Cash advance, cash loan, payday loan — we’ve all heard these phrases at one point or another, but what exactly are these things? Sure, they’re loans, but what’s the difference between these and a car loan, a mortgage or a credit card? And why do people around the country seem to get these?
To start off, all of the terms are essentially used interchangeably. Cash advance is often just another way of saying payday loan (though it isn’t to be confused with the cash advance you may get on your credit card). A payday loan is loan of a small amount of money, compared to the value of other regularly taken out loans, with a fairly significant amount of interest. The recipient generally agrees to pay back the loan in a short amount of time, typically by the time their next paycheck is received from their employer (hence the name, payday loan).
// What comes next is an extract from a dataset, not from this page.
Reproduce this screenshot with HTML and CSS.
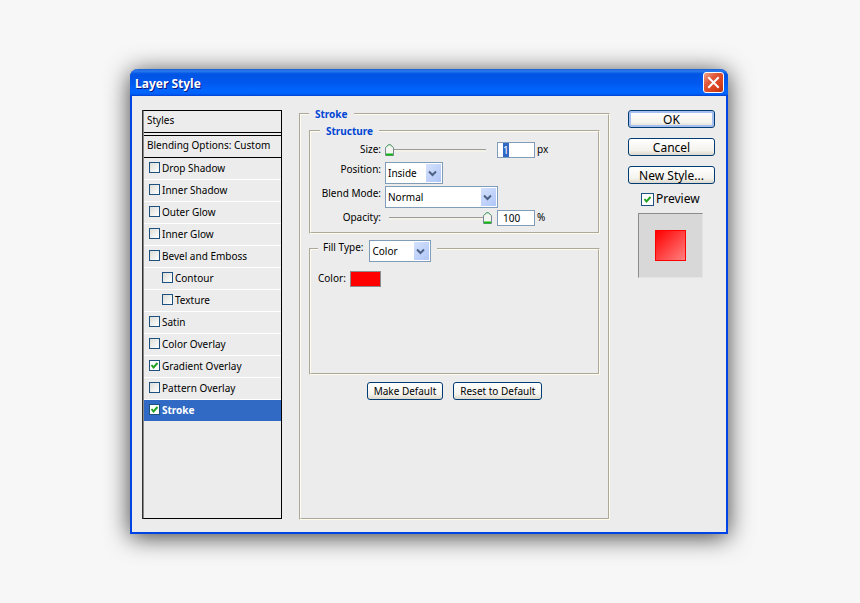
FILE: index.html
```html
<!DOCTYPE html>
<html lang="en">
<head>
    <meta charset="UTF-8">
    <meta name="viewport" content="width=device-width, initial-scale=1.0">
    <title>Layer Style</title>
    <link rel="stylesheet" href="styles.css">
    <script>
        window.onload = () => {
            document.getElementById('size').select();
        };
    </script>
</head>
<body>
    <form class="window">
        <div class="titlebar">
            <h1>Layer Style</h1>
            <button type="button" class="close" aria-label="Close">
                <svg width="13" height="13" viewBox="0 0 13 13"><path d="M2 2l9 9M11 2l-9 9" stroke="white" stroke-width="2" stroke-linecap="square"/></svg>
            </button>
        </div>
        <div class="content">
            <div class="styles">
                <div class="styles-head">Styles</div>
                <div class="styles-options">Blending Options: Custom</div>
                <ul>
                    <li><label><input type="checkbox">Drop Shadow</label></li>
                    <li><label><input type="checkbox">Inner Shadow</label></li>
                    <li><label><input type="checkbox">Outer Glow</label></li>
                    <li><label><input type="checkbox">Inner Glow</label></li>
                    <li><label><input type="checkbox">Bevel and Emboss</label></li>
                    <li class="sub"><label><input type="checkbox">Contour</label></li>
                    <li class="sub"><label><input type="checkbox">Texture</label></li>
                    <li><label><input type="checkbox">Satin</label></li>
                    <li><label><input type="checkbox">Color Overlay</label></li>
                    <li><label><input type="checkbox" checked>Gradient Overlay</label></li>
                    <li><label><input type="checkbox">Pattern Overlay</label></li>
                    <li class="active"><label><input type="checkbox" checked>Stroke</label></li>
                </ul>
            </div>

            <fieldset class="stroke">
                <legend>Stroke</legend>
                <fieldset class="structure">
                    <legend>Structure</legend>
                    <div class="grid">
                        <label for="size">Size:</label>
                        <input type="range" min="1" max="250" value="1" aria-label="Size slider">
                        <input type="text" id="size" value="1">
                        <span>px</span>

                        <label for="position">Position:</label>
                        <select id="position" class="wide">
                            <option>Inside</option>
                            <option>Outside</option>
                            <option>Center</option>
                        </select>

                        <label for="blend">Blend Mode:</label>
                        <select id="blend" class="wide blend">
                            <option>Normal</option>
                            <option>Multiply</option>
                            <option>Screen</option>
                        </select>

                        <label for="opacity">Opacity:</label>
                        <input type="range" min="0" max="100" value="100" aria-label="Opacity slider">
                        <input type="text" id="opacity" value="100">
                        <span>%</span>
                    </div>
                </fieldset>

                <fieldset class="fill">
                    <legend>
                        <label for="fillType">Fill Type:</label>
                        <select id="fillType">
                            <option>Color</option>
                            <option>Gradient</option>
                            <option>Pattern</option>
                        </select>
                    </legend>
                    <div class="color-row">
                        <label for="color">Color:</label>
                        <input type="color" id="color" value="#ff0000">
                    </div>
                </fieldset>

                <div class="defaults">
                    <button type="button">Make Default</button>
                    <button type="button">Reset to Default</button>
                </div>
            </fieldset>

            <div class="actions">
                <button type="submit" class="ok">OK</button>
                <button type="button">Cancel</button>
                <button type="button">New Style...</button>
                <label class="preview-label"><input type="checkbox" checked>Preview</label>
                <div class="preview"><div class="preview-square"></div></div>
            </div>
        </div>
    </form>
</body>
</html>
```

FILE: styles.css
```css
* {
    box-sizing: border-box;
}

body {
    margin: 0;
    padding: 69px 132px 69px 130px;
    min-height: 100vh;
    display: flex;
    background: #f7f7f7;
    font-family: "Noto Sans", sans-serif;
    font-size: 10px;
    line-height: 14px;
    color: #000;
}

input, select, button {
    appearance: none;
    margin: 0;
    font: inherit;
    color: inherit;
    border-radius: 0;
    outline: none;
}

/* window */
.window {
    flex: 1;
    display: flex;
    flex-direction: column;
    background: #ececec;
    border: 2px solid #0043e6;
    border-top: none;
    border-radius: 8px 8px 0 0;
    box-shadow: 0 3px 24px rgba(0, 0, 0, 0.75);
}

.titlebar {
    display: flex;
    align-items: center;
    justify-content: space-between;
    height: 27px;
    margin: 0 -2px;
    padding: 0 4px 0 5px;
    border-radius: 8px 8px 0 0;
    background: linear-gradient(#1a5ed0 0, #2a7af0 2px, #0054e3 5px, #0058ee 14px, #0066ff 22px, #0060f8 25px, #0040d0 27px);
}

.titlebar h1 {
    margin: 0;
    padding-top: 2px;
    font-size: 12px;
    font-weight: bold;
    color: #fff;
    text-shadow: 1px 1px 0 #0a1883;
}

.close {
    display: flex;
    align-items: center;
    justify-content: center;
    width: 21px;
    height: 21px;
    padding: 0;
    border: 1px solid #fff;
    border-radius: 3px;
    background: linear-gradient(135deg, #f0a58c, #e2583a 35%, #d9421c 70%, #b8320f);
}

.content {
    flex: 1;
    display: flex;
    padding: 14px 11px 13px 10px;
}

/* list of styles */
.styles {
    width: 140px;
    border: 1px solid #000;
    border-left: 2px groove #888;
}

.styles-head {
    height: 25px;
    padding: 2px 3px 0;
    border-bottom: 4px double #000;
}

.styles-options {
    height: 22px;
    padding: 2px 3px 0;
    border-bottom: 1px solid #000;
}

.styles ul {
    margin: 0;
    padding: 0;
    list-style: none;
}

.styles li {
    display: flex;
    height: 22px;
    padding: 0 0 2px 5px;
    border-bottom: 1px solid #fff;
}

.styles li.sub {
    padding-left: 18px;
}

.styles li.active {
    background: #316ac5;
    border-bottom-color: #ececec;
    color: #fff;
    font-weight: bold;
}

.styles label {
    display: flex;
    align-items: center;
    gap: 2px;
}

input[type="checkbox"] {
    width: 11px;
    height: 11px;
    border: 1px solid #1c5180;
    background: center no-repeat linear-gradient(135deg, #dcdcd7, #fff);
}

input[type="checkbox"]:checked {
    background: center / 9px 9px no-repeat url("data:image/svg+xml,%3Csvg xmlns='http://www.w3.org/2000/svg' viewBox='0 0 9 9'%3E%3Cpath d='M1.5 4l2 2.5L7.500 2' fill='none' stroke='%2321a121' stroke-width='2'/%3E%3C/svg%3E") #fff;
}

/* groups */
fieldset {
    min-width: 0;
    margin: 0;
    border: 2px groove #fffcec;
}

legend {
    padding: 0 6px;
    font-size: 10px;
    font-weight: bold;
    color: #0046d5;
}

.stroke {
    flex: 1;
    margin: -3px 18px -1px 17px;
    padding: 0 8px;
}

.structure {
    margin-top: 3px;
    padding: 4px 0 6px 9px;
}

.grid {
    display: grid;
    grid-template-columns: 61px 108px 38px auto;
    grid-template-rows: 18px 22px 22px 16px;
    gap: 2px 4px;
    align-items: start;
}

.grid label {
    text-align: right;
}

.grid span {
    margin-left: -2px;
}

.wide {
    grid-column: 2 / 5;
}

select {
    width: 58px;
    height: 22px;
    padding: 0 18px 0 2px;
    border: 1px solid #7f9db9;
    background:
        right 5px center / 9px 7px no-repeat url("data:image/svg+xml,%3Csvg xmlns='http://www.w3.org/2000/svg' viewBox='0 0 9 7'%3E%3Cpath d='M1 1.500l3.500 3.500L8 1.500' fill='none' stroke='%234d6185' stroke-width='2'/%3E%3C/svg%3E"),
        right 1px center / 15px 18px no-repeat linear-gradient(135deg, #d5e1fd, #afc6f8),
        #fff;
}

.blend {
    width: 113px;
}

input[type="text"] {
    width: 38px;
    height: 16px;
    padding: 0 5px;
    border: 1px solid #7f9db9;
    background: #fff;
}

input::selection {
    background: #316ac5;
    color: #fff;
}

input[type="range"] {
    width: 107px;
    height: 16px;
    background: 4px 7px / 97px 3px no-repeat linear-gradient(#9d9c99 1px, #f3f2e9 1px);
}

input[type="range"]::-webkit-slider-thumb {
    appearance: none;
    width: 9px;
    height: 12px;
    background: url("data:image/svg+xml,%3Csvg xmlns='http://www.w3.org/2000/svg' viewBox='0 0 9 12'%3E%3Cpath d='M.5 11.500v-8l3-3h2l3 3v8z' fill='%23f4f4f1' stroke='%23778892'/%3E%3Cpath d='M1 3.500L3.500 1h2L8 3.500' fill='none' stroke='%2360c070'/%3E%3Cpath d='M1 10.500h7' stroke='%2314b814' stroke-width='2'/%3E%3C/svg%3E");
}

.fill {
    height: 135px;
    margin-top: 6px;
    padding: 0 7px;
}

.fill legend {
    display: flex;
    gap: 6px;
    height: 18px;
    padding: 0 6px 0 5px;
    font-weight: normal;
    color: #000;
}

.fill legend select {
    width: 62px;
}

.color-row {
    display: flex;
    gap: 4px;
    padding-top: 13px;
}

input[type="color"] {
    width: 31px;
    height: 16px;
    padding: 0;
    border: 1px solid #8c8c8c;
}

input[type="color"]::-webkit-color-swatch-wrapper {
    padding: 0;
}

input[type="color"]::-webkit-color-swatch {
    border: none;
    border-radius: 0;
}

/* buttons */
.defaults {
    display: flex;
    justify-content: center;
    gap: 10px;
    margin-top: 7px;
}

.defaults button, .actions button {
    height: 18px;
    padding: 0 6px;
    border: 1px solid #003c74;
    border-radius: 3px;
    background: linear-gradient(#fff, #f4f3ee 70%, #dcd8cc);
    white-space: nowrap;
}

.actions {
    display: flex;
    flex-direction: column;
    gap: 10px;
    width: 87px;
    font-size: 12px;
}

.actions button {
    padding: 2px 0 0;
}

.actions .ok {
    box-shadow: inset 0 0 0 2px #a5c0f0;
}

.preview-label {
    display: flex;
    align-items: center;
    gap: 2px;
    margin: -2px 0 -3px 13px;
}

.preview-label input[type="checkbox"] {
    width: 13px;
    height: 13px;
}

.preview {
    display: flex;
    align-items: center;
    justify-content: center;
    margin-left: 10px;
    width: 65px;
    height: 65px;
    border: 1px solid;
    border-color: #8c8c8c #e4e4e4 #e4e4e4 #8c8c8c;
    background: #d8d8d8;
}

.preview-square {
    width: 31px;
    height: 31px;
    border: 1px solid #f00;
    background: linear-gradient(135deg, #f00, #ff8080);
}
```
What’s the difference between this a car loan, for example? Quite a bit actually. Though they’re both loans, these loans are much smaller. In addition to being smaller however, they also typically have a higher interest rate, as they are higher risk loans. Whereas a car loan is some fixed property you are working towards, and which you describe in your efforts to secure such a loan from a financial institution, there’s far fewer checks and balances when it comes to a payday loan. Generally, with major banking institutions, you’ll face a credit check.
With a payday loan, this simply isn’t the case quite often. This means that somebody that may not be eligible for a loan from an established bank, either due to his or her credit history or the lack of approval for the amount/purpose of the loan, may well be able to secure a payday loan.